__WHAT TO DO__:
Count how many lines contain the word "styles". Please give only the number.
####
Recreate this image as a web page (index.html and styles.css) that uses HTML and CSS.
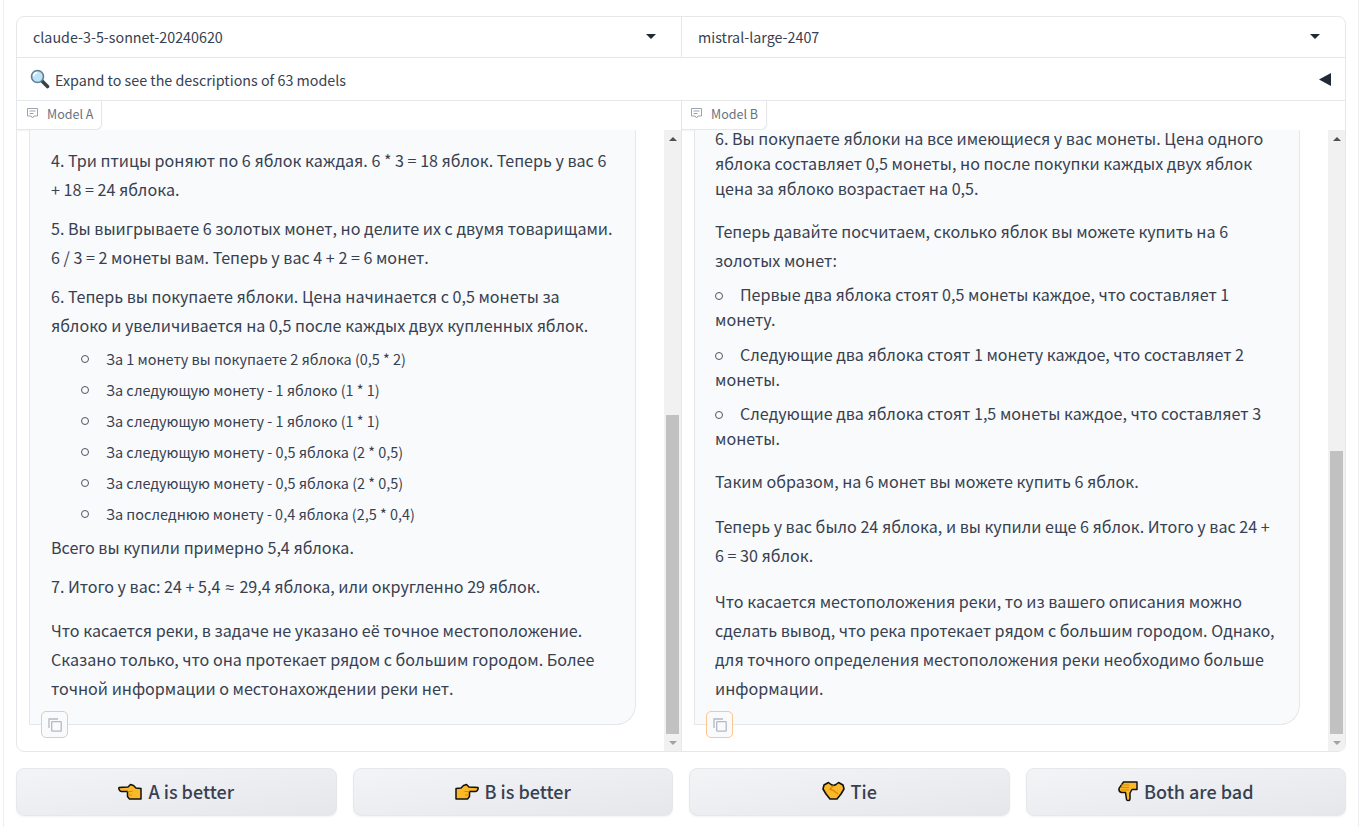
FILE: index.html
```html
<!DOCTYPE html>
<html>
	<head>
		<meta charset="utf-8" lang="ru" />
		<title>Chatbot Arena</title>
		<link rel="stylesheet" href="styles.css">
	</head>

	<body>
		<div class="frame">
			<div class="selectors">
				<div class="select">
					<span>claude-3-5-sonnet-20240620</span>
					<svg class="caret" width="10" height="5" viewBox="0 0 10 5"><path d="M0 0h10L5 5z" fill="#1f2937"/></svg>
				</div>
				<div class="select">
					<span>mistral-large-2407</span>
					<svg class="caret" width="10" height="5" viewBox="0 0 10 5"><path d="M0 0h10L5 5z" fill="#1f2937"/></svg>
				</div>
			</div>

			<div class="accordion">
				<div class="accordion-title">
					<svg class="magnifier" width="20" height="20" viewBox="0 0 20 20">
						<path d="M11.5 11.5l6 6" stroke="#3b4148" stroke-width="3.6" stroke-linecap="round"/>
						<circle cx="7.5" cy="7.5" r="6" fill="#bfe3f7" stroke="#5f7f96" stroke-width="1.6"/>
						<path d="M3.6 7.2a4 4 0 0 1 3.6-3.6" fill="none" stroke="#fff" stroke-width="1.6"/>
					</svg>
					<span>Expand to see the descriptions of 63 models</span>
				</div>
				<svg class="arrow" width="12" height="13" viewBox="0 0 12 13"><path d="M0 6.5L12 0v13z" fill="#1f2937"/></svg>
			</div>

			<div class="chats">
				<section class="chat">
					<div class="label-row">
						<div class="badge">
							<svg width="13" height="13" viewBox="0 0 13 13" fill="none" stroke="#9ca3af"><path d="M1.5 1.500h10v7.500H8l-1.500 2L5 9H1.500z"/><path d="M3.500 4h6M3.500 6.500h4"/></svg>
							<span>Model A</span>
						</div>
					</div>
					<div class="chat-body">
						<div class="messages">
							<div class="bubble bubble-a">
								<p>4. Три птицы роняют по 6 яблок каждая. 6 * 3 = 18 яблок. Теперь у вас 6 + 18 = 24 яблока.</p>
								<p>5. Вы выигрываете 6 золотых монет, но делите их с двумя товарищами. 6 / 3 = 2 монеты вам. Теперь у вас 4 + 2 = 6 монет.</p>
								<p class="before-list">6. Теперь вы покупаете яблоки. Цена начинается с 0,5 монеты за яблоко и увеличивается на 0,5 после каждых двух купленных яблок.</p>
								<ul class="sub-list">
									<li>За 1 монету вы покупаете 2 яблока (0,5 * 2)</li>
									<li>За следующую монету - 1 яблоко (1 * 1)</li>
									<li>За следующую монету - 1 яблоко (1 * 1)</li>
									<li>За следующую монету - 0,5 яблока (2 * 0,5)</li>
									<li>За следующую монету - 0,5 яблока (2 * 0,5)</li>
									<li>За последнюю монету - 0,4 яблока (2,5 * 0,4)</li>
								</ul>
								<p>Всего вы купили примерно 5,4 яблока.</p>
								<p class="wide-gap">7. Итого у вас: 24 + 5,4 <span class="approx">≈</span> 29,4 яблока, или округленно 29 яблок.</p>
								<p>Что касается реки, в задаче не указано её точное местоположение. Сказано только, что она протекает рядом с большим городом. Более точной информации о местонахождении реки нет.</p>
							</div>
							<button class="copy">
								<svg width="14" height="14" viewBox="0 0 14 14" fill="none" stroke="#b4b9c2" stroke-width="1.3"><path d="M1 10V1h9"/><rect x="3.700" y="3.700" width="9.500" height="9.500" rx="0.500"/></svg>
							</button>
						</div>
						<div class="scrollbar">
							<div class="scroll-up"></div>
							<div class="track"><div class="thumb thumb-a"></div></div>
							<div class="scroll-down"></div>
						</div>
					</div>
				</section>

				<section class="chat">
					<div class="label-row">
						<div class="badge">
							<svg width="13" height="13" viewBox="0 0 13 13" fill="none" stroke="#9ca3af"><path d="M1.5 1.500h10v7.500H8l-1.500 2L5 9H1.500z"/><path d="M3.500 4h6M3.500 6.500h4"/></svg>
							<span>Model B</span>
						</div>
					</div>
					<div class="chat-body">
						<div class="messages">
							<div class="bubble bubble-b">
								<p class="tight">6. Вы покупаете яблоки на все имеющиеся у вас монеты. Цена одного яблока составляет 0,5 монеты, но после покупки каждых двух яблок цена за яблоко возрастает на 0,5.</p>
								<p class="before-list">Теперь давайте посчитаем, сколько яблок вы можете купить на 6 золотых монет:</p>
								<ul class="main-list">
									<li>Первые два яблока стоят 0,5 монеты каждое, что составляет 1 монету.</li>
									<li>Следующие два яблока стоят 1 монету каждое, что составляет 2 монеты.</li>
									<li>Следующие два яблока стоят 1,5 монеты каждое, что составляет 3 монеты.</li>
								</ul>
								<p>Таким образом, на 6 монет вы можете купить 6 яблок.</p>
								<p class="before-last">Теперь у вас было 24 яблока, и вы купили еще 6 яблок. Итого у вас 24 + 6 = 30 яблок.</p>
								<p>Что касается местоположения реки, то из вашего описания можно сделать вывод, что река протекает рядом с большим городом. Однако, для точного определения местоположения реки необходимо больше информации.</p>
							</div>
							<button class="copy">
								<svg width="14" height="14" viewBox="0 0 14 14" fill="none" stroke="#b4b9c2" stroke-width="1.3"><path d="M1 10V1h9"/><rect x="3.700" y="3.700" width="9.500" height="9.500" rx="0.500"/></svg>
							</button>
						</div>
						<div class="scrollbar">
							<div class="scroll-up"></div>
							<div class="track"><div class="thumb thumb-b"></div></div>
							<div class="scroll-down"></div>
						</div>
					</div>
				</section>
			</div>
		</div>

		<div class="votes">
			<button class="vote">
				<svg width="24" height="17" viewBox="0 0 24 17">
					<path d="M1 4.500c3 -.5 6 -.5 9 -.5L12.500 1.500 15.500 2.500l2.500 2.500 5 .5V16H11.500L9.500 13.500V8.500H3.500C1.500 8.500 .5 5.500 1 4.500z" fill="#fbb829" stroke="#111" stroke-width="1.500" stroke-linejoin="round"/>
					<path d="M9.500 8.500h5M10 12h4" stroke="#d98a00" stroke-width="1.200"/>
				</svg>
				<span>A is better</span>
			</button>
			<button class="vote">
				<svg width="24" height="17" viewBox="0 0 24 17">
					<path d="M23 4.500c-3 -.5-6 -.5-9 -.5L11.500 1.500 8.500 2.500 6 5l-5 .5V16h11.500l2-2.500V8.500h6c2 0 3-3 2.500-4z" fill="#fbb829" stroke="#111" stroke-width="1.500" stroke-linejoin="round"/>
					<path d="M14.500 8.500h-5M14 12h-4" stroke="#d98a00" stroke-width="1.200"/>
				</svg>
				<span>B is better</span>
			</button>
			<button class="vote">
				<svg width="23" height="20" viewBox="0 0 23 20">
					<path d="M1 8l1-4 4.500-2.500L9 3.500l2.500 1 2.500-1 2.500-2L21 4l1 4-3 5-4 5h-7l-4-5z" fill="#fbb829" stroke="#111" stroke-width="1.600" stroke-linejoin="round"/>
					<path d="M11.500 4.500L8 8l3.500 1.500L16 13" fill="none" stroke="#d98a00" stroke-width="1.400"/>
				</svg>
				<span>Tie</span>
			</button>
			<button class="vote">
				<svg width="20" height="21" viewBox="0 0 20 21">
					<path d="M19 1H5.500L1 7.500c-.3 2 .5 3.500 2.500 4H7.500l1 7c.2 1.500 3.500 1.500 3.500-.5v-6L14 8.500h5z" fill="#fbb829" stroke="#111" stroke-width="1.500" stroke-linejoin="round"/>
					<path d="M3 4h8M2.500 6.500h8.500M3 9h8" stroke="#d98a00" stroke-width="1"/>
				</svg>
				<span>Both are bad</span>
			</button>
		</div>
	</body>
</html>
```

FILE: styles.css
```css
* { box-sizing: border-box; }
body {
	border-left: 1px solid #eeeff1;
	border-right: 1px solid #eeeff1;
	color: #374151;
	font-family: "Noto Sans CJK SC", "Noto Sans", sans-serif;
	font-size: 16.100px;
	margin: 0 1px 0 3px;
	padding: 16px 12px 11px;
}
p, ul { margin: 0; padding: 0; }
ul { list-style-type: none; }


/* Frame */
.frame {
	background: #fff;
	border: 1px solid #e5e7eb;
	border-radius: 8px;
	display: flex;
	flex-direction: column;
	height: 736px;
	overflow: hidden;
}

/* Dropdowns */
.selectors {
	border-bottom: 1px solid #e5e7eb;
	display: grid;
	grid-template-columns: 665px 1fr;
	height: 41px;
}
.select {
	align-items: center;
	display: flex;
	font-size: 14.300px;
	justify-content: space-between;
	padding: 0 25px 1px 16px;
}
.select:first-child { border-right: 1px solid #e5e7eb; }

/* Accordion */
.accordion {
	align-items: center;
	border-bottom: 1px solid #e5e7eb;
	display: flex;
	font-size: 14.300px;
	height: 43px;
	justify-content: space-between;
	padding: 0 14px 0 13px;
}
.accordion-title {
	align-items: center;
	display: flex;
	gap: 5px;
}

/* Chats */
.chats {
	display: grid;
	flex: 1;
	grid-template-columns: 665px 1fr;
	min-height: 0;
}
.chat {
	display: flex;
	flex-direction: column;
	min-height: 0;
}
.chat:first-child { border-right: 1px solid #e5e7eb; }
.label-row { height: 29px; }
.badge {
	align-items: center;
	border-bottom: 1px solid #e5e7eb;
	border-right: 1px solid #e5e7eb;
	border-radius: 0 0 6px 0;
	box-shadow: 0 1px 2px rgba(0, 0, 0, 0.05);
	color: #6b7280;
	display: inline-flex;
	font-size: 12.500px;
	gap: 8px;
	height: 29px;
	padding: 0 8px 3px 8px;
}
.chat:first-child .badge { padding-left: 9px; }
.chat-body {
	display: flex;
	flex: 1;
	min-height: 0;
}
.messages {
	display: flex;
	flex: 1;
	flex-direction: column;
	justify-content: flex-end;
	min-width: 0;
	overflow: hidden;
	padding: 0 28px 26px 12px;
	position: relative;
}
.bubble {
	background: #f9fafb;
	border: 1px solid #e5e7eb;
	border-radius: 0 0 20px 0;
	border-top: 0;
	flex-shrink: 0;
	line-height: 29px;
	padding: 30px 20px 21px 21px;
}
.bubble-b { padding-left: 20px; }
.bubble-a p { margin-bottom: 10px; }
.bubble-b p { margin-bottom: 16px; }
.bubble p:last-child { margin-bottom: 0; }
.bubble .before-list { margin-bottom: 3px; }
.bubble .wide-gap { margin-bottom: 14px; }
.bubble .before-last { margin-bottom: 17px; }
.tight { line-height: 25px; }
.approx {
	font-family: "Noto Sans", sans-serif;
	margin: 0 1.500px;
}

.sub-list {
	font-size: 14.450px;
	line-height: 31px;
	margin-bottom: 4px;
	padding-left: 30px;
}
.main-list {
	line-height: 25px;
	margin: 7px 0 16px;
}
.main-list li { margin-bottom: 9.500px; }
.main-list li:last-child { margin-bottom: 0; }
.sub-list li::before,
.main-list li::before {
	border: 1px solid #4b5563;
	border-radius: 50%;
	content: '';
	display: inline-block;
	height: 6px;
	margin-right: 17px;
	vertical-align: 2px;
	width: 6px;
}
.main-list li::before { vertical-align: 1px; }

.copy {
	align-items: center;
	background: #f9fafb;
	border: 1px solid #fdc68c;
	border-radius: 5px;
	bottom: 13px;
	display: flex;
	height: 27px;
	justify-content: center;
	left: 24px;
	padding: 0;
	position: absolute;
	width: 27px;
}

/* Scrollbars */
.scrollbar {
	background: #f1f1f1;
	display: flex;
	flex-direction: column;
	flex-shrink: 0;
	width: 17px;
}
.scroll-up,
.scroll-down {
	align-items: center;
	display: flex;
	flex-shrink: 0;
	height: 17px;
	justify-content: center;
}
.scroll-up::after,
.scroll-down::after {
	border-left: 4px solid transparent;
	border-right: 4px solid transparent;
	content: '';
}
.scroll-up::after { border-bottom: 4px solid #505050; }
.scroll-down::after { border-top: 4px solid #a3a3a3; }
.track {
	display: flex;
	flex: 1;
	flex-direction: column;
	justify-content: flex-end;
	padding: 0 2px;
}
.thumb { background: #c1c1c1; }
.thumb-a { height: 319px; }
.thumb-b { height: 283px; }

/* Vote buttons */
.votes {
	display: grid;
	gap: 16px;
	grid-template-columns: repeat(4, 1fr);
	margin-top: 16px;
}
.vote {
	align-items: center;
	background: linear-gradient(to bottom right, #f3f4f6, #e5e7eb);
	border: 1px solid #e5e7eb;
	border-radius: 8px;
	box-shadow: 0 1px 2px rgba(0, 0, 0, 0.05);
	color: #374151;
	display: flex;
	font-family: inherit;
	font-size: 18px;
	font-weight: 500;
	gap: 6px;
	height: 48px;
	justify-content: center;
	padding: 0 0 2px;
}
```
####
__COMPLETE ANSWER__:
3